[TASK OBJECTIVE]
Search the data below for the string "styles". Extract every line that contains it.

★ ★ ★ ★ ★

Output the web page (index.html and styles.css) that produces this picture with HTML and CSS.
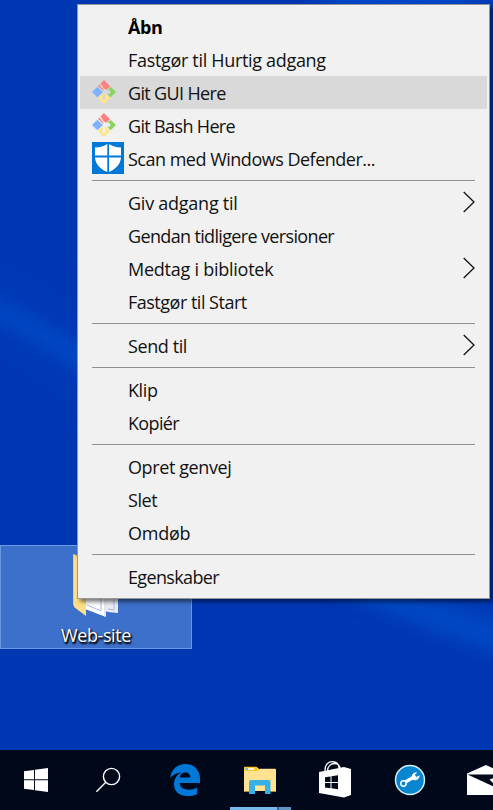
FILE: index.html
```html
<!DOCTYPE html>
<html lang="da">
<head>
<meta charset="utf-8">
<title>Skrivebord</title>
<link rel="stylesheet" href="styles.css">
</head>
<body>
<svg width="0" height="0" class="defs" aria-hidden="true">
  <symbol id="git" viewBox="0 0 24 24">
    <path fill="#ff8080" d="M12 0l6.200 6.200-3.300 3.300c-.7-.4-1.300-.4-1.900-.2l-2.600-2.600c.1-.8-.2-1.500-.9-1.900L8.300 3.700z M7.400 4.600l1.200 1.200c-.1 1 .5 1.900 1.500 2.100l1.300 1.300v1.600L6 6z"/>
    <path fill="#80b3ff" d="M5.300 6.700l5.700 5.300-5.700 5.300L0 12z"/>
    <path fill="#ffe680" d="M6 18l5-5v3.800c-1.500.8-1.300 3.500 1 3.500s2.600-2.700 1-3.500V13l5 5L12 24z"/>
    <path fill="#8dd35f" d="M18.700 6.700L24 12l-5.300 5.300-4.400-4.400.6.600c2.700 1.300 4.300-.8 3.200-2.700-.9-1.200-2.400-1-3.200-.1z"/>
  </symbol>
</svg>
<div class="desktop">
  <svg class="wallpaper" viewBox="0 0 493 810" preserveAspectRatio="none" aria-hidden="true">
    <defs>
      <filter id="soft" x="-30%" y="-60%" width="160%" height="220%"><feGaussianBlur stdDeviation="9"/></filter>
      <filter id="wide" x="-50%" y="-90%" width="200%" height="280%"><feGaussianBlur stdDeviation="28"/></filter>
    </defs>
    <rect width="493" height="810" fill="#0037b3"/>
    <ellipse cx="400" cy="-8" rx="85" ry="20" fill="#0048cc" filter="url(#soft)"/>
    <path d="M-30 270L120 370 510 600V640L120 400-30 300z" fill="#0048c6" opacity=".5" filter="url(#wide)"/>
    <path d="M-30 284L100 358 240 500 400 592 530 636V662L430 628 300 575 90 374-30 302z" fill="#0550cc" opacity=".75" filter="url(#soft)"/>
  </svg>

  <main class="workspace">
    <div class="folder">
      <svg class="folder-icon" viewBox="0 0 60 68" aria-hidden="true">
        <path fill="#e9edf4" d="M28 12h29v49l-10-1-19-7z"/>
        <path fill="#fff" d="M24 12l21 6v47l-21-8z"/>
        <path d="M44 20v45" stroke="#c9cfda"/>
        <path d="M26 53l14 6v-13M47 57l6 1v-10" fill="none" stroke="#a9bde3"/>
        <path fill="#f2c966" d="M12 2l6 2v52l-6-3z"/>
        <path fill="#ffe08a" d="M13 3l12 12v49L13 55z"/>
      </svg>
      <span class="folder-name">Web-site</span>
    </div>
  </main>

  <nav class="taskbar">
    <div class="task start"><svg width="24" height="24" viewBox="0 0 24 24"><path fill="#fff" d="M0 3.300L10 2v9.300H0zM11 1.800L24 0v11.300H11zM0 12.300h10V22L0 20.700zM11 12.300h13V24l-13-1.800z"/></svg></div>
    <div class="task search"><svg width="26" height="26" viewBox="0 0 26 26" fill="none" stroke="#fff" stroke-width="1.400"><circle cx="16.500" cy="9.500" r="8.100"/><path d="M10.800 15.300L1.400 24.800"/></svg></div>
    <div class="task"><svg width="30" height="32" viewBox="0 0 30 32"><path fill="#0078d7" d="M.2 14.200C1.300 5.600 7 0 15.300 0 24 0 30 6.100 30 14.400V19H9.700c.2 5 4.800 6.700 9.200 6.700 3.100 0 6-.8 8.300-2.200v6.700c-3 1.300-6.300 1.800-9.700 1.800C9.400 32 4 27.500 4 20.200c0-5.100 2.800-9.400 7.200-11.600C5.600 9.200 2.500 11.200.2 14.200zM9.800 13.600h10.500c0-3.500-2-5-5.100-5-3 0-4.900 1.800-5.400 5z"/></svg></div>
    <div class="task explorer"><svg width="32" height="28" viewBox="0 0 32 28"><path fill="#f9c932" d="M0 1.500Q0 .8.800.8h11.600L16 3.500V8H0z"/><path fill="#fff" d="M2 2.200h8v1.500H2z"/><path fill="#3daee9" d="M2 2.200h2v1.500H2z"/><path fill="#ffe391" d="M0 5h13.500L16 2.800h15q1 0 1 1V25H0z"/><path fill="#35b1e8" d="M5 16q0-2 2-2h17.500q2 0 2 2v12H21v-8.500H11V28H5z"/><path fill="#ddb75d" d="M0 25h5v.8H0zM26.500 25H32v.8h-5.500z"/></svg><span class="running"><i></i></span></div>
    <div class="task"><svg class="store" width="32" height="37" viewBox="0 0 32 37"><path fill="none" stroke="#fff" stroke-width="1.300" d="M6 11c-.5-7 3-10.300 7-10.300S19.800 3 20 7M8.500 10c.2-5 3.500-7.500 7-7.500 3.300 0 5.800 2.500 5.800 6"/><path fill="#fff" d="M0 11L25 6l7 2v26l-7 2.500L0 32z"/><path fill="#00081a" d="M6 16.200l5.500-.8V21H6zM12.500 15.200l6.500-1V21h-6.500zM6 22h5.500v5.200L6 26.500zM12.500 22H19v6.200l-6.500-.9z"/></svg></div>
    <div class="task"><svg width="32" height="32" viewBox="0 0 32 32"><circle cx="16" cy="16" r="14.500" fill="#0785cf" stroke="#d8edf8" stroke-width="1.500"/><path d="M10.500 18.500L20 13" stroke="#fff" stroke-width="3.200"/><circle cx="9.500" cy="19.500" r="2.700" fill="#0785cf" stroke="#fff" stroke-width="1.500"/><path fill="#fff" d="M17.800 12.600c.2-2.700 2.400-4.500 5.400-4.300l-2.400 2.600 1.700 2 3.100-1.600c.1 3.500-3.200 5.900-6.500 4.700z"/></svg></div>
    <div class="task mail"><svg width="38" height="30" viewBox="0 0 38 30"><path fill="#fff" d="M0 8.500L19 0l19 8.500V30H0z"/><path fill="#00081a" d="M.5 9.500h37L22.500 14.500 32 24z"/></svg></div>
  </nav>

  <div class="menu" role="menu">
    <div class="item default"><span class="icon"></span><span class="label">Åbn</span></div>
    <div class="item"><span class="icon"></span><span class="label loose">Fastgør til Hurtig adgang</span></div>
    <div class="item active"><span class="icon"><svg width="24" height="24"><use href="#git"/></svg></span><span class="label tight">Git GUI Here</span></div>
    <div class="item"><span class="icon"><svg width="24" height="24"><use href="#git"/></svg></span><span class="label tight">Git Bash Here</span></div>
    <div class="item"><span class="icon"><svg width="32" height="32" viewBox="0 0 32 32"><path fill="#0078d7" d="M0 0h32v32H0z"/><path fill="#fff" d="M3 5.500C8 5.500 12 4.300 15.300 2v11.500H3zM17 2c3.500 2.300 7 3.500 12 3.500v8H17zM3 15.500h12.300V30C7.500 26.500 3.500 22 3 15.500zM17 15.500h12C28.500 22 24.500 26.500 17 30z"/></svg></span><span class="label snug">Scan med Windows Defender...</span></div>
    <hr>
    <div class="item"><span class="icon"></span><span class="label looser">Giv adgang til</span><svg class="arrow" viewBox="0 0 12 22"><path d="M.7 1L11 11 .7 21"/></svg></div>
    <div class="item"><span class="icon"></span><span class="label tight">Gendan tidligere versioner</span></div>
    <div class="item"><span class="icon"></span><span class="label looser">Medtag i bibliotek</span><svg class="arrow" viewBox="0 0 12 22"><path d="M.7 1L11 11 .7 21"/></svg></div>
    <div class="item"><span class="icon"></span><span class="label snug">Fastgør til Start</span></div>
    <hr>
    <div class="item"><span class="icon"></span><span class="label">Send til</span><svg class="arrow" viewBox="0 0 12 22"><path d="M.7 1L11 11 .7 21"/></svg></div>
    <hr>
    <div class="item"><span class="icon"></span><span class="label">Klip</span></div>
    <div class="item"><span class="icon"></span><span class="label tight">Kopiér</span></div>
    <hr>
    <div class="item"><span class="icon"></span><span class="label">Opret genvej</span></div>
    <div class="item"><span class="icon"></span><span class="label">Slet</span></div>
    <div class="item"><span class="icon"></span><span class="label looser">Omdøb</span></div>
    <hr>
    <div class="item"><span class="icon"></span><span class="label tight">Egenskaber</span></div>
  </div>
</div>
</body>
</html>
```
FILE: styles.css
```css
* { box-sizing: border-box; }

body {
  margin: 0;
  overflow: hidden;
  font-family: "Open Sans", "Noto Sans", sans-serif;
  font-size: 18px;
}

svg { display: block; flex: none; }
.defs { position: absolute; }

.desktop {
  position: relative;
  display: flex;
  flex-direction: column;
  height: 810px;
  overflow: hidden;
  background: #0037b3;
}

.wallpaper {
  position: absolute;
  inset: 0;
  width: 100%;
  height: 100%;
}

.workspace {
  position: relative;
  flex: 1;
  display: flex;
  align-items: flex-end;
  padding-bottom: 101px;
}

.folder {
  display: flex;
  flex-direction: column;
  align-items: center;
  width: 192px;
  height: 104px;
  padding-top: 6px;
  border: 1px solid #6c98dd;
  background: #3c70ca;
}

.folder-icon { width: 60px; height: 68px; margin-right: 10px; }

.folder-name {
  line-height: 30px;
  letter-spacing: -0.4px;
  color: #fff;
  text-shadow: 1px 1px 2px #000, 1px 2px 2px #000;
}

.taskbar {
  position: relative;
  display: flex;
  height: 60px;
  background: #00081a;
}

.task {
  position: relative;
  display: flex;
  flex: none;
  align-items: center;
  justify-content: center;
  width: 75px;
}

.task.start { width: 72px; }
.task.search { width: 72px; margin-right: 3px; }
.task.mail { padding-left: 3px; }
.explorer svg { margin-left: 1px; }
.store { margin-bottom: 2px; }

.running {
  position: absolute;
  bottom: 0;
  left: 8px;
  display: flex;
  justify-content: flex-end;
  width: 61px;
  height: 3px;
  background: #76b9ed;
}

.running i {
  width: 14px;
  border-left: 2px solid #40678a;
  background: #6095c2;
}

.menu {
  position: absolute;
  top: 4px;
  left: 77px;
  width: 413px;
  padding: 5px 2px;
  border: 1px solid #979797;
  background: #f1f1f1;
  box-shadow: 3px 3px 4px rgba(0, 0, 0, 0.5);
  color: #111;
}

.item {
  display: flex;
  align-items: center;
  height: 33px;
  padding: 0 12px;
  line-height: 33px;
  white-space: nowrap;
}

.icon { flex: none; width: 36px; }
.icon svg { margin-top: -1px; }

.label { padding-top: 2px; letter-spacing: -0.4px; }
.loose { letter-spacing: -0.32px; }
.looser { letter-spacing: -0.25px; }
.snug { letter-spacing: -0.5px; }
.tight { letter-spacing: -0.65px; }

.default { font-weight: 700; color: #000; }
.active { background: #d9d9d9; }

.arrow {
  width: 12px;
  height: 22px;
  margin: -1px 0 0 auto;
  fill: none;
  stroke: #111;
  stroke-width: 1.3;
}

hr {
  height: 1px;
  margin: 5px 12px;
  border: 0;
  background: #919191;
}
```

★ ★ ★ ★ ★

[ANSWER BELOW]
Output the web page (index.html and styles.css) that produces this picture with HTML and CSS.
<link rel="stylesheet" href="styles.css">
FILE: styles.css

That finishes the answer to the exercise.